Monday, September 17, 2012

150 years isn't that long ...

Think about it this way: Morgan Freeman was born in 1937; later that year Edith Wharton, who was born in January of 1862, died. I know you know Morgan Freeman. If you didn't read Wharton's Ethan Frome in high school English class, you may have seen the film version of The Age of Innoncence. That's all it takes in overlapping lifetimes to get us back to Antietam.
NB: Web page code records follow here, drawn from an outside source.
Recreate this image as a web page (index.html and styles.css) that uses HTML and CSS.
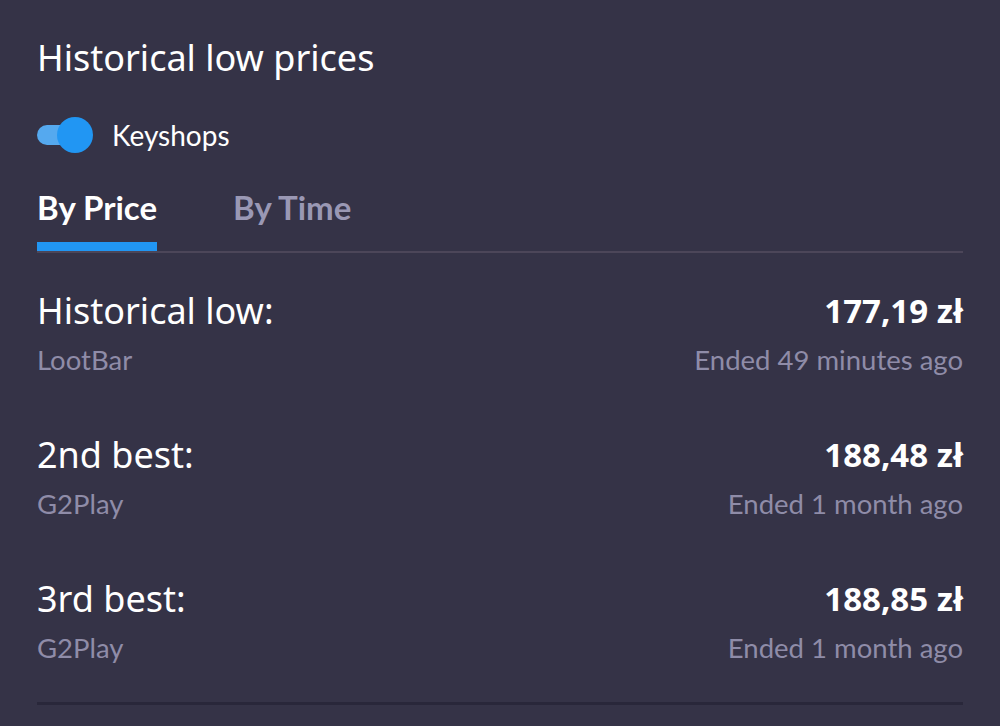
FILE: index.html
```html
<!DOCTYPE html>
<html>
<head>
<meta charset="utf-8">
<link rel="stylesheet" href="styles.css">
</head>
<body>
<div class="card">
  <h2 class="title">Historical low prices</h2>
  <div class="toggle-row">
    <span class="toggle"><span class="track"></span><span class="thumb"></span></span>
    <span class="toggle-label">Keyshops</span>
  </div>
  <div class="tabs">
    <div class="tab active">By Price</div>
    <div class="tab">By Time</div>
  </div>
  <div class="rows">
    <div class="row">
      <div class="left">
        <div class="label">Historical low:</div>
        <div class="shop">LootBar</div>
      </div>
      <div class="right">
        <div class="price">177,19 zł</div>
        <div class="ended">Ended 49 minutes ago</div>
      </div>
    </div>
    <div class="row">
      <div class="left">
        <div class="label">2nd best:</div>
        <div class="shop">G2Play</div>
      </div>
      <div class="right">
        <div class="price">188,48 zł</div>
        <div class="ended">Ended 1 month ago</div>
      </div>
    </div>
    <div class="row">
      <div class="left">
        <div class="label">3rd best:</div>
        <div class="shop">G2Play</div>
      </div>
      <div class="right">
        <div class="price">188,85 zł</div>
        <div class="ended">Ended 1 month ago</div>
      </div>
    </div>
  </div>
  <div class="divider"></div>
</div>
</body>
</html>
```
FILE: styles.css
```css
html, body {
  margin: 0;
  padding: 0;
  background: #353347;
  height: 100%;
  overflow: hidden;
}
body {
  font-family: "Noto Sans", sans-serif;
  color: #ffffff;
}
.card {
  padding: 30px 37px 0 37px;
}
.title {
  margin: 0;
  font-family: "Noto Sans", sans-serif;
  font-weight: 400;
  font-size: 36px;
  line-height: 56px;
  color: #fff;
}
.toggle-row {
  display: flex;
  align-items: center;
  margin-top: 29px;
  height: 40px;
}
.toggle {
  position: relative;
  width: 56px;
  height: 36px;
  display: inline-block;
}
.track {
  position: absolute;
  left: 0;
  top: 8px;
  width: 46px;
  height: 20px;
  border-radius: 10px;
  background: #55a9ef;
}
.thumb {
  position: absolute;
  left: 20px;
  top: 0;
  width: 36px;
  height: 36px;
  border-radius: 50%;
  background: #2196f3;
}
.toggle-label {
  margin-left: 19px;
  font-family: "Lato", sans-serif;
  font-size: 28px;
  color: #fff;
}
.tabs {
  display: flex;
  gap: 76px;
  margin-top: 34px;
  border-bottom: 2px solid #4c4659;
}
.tab {
  font-family: "Lato", sans-serif;
  font-weight: 700;
  font-size: 33px;
  line-height: 36px;
  padding: 0 0 26px 0;
  color: #9a98b4;
  position: relative;
}
.tab.active {
  color: #fff;
}
.tab.active::after {
  content: "";
  position: absolute;
  left: 0;
  right: 0;
  bottom: 0;
  height: 9px;
  background: #2196f3;
}
.rows {
  display: flex;
  flex-direction: column;
  padding-top: 35px;
}
.row {
  display: flex;
  justify-content: space-between;
  height: 144px;
}
.label {
  font-family: "Noto Sans", sans-serif;
  font-size: 36px;
  line-height: 46px;
  color: #fff;
}
.shop, .ended {
  font-family: "Lato", sans-serif;
  font-size: 27.5px;
  line-height: 40px;
  margin-top: 6px;
  color: #8f8ca8;
}
.right {
  text-align: right;
}
.price {
  font-family: "Noto Sans", sans-serif;
  font-weight: 700;
  font-size: 33px;
  line-height: 46px;
  color: #fff;
}
.divider {
  height: 3px;
  background: #29273a;
  margin-top: -18px;
}
```
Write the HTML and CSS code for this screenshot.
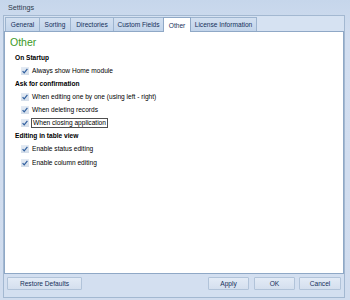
FILE: index.html
```html
<!DOCTYPE html>
<html>
<head>
<meta charset="utf-8">
<link rel="stylesheet" href="styles.css">
</head>
<body>
<div class="window">
  <div class="titlebar">Settings</div>
  <div class="frame">
    <div class="tabstrip">
      <div class="tab w-general">General</div>
      <div class="tab w-sorting">Sorting</div>
      <div class="tab w-dirs">Directories</div>
      <div class="tab w-custom">Custom Fields</div>
      <div class="tab active w-other">Other</div>
      <div class="tab w-license">License Information</div>
    </div>
    <div class="panel">
      <div class="title">Other</div>
      <div class="heading">On Startup</div>
      <div class="row"><span class="cb"><svg viewBox="0 0 8 8" width="8" height="8"><path d="M1.6 4.2 L3.2 5.9 L6.4 1.9" fill="none" stroke="#2f5e9e" stroke-width="1.2"/></svg></span><span class="lbl">Always show Home module</span></div>
      <div class="heading">Ask for confirmation</div>
      <div class="row"><span class="cb"><svg viewBox="0 0 8 8" width="8" height="8"><path d="M1.6 4.2 L3.2 5.9 L6.4 1.9" fill="none" stroke="#2f5e9e" stroke-width="1.2"/></svg></span><span class="lbl">When editing one by one (using left - right)</span></div>
      <div class="row"><span class="cb"><svg viewBox="0 0 8 8" width="8" height="8"><path d="M1.6 4.2 L3.2 5.9 L6.4 1.9" fill="none" stroke="#2f5e9e" stroke-width="1.2"/></svg></span><span class="lbl">When deleting records</span></div>
      <div class="row"><span class="cb"><svg viewBox="0 0 8 8" width="8" height="8"><path d="M1.6 4.2 L3.2 5.9 L6.4 1.9" fill="none" stroke="#2f5e9e" stroke-width="1.2"/></svg></span><span class="lbl focus">When closing application</span></div>
      <div class="heading">Editing in table view</div>
      <div class="row tall"><span class="cb"><svg viewBox="0 0 8 8" width="8" height="8"><path d="M1.6 4.2 L3.2 5.9 L6.4 1.9" fill="none" stroke="#2f5e9e" stroke-width="1.2"/></svg></span><span class="lbl">Enable status editing</span></div>
      <div class="row tall"><span class="cb"><svg viewBox="0 0 8 8" width="8" height="8"><path d="M1.6 4.2 L3.2 5.9 L6.4 1.9" fill="none" stroke="#2f5e9e" stroke-width="1.2"/></svg></span><span class="lbl">Enable column editing</span></div>
    </div>
    <div class="footer">
      <div class="btn w-restore">Restore Defaults</div>
      <div class="spacer"></div>
      <div class="btn w-apply">Apply</div>
      <div class="btn w-ok">OK</div>
      <div class="btn w-cancel">Cancel</div>
    </div>
  </div>
</div>
</body>
</html>
```
FILE: styles.css
```css
* { box-sizing: border-box; }
html, body { margin: 0; padding: 0; }
body {
  width: 350px;
  height: 300px;
  overflow: hidden;
  background: #cfdcee;
  font-family: "Liberation Sans", Arial, sans-serif;
  font-size: 6.6px;
  color: #000;
}
.window {
  width: 350px;
  height: 300px;
  padding: 0 5px 2px 3px;
  display: flex;
  flex-direction: column;
  background: linear-gradient(#c6d6eb, #d2def0 40px, #d0dcee);
}
.titlebar {
  height: 15px;
  line-height: 15px;
  padding-left: 5px;
  font-size: 7.2px;
  color: #2e3a4a;
}
.frame {
  flex: 1;
  display: flex;
  flex-direction: column;
  border: 1px solid #a3b8d1;
  background: #d3dff0;
}
.tabstrip {
  height: 15px;
  display: flex;
  align-items: flex-end;
  padding-left: 1px;
  background: #d6e2f2;
}
.tab {
  height: 14px;
  line-height: 13px;
  text-align: center;
  color: #15305a;
  background: linear-gradient(#d3e0f1, #c2d4ea);
  border: 1px solid #9db4cf;
  border-bottom: none;
  margin-right: -1px;
}
.tab.active {
  height: 15px;
  background: #ffffff;
  border-color: #8fa8c6;
  position: relative;
  z-index: 1;
  margin-bottom: -1px;
  line-height: 15px;
}
.w-general { width: 35px; }
.w-sorting { width: 32px; }
.w-dirs { width: 44px; }
.w-custom { width: 51px; }
.w-other { width: 28px; }
.w-license { width: 67px; }
.panel {
  height: 243px;
  background: #ffffff;
  border: 1px solid #8fa8c6;
  padding: 3px 0 0 5px;
}
.title {
  height: 16px;
  line-height: 15px;
  font-size: 10.5px;
  color: #3b9a27;
}
.heading {
  height: 13px;
  line-height: 13px;
  font-weight: bold;
  padding-left: 5px;
  color: #000;
}
.row {
  height: 13px;
  display: flex;
  align-items: center;
  padding-left: 11px;
}
.row.tall { height: 14px; }
.cb {
  width: 8px;
  height: 8px;
  display: flex;
  background: linear-gradient(#e4ebf4, #d3dde9);
  margin-right: 2px;
}
.cb svg { display: block; }
.lbl {
  line-height: 10px;
  padding: 0 1px;
  color: #000;
}
.lbl.focus { border: 1px solid #505050; padding: 0 1px; line-height: 8px; }
.footer {
  flex: 1;
  display: flex;
  align-items: flex-start;
  padding: 3px 3px 0 3px;
  gap: 5px;
}
.spacer { flex: 1; }
.btn {
  height: 13px;
  line-height: 12px;
  text-align: center;
  color: #15305a;
  border: 1px solid #b1c3d9;
  border-radius: 1px;
  background: linear-gradient(#e3ebf6, #d4dfee);
}
.w-restore { width: 75px; }
.w-apply { width: 41px; }
.w-ok { width: 41px; }
.w-cancel { width: 42px; margin-left: -1px; }
```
from the Antietam National Battlefield flickr page
Lincoln meets with McClellan after the battle.
Five days after the battle, Lincoln delivered the preliminary Emancipation Declaration.


Only 150 years ago!

Freedom and American democracy are newer than we often acknowledge. Only 150 years since that crucible of savagery, after which three more years of war followed. And how free was every American at the end of the Civil War? Think about how long after that before the Civil Rights movement the 1960s galvanized people of conscience against Jim Crow. And it's not just a history of black and white, it's also a history filled with labor strife ... the progressive movement fighting for the rights of laborers -- hard fought battle after battle against oligarchy. The end of slavery, the long march to relative economic equality of opportunity for all Americans, it's all so recent!

And, make no mistake, it's still fragile. It can still go back to the way it was. Unions are reeling, schools are re-segregating, economic inequality is on the rise, and even voting rights are being attacked.

We've come a long way in a short time; but, history has not ended and the matter is by no means settled.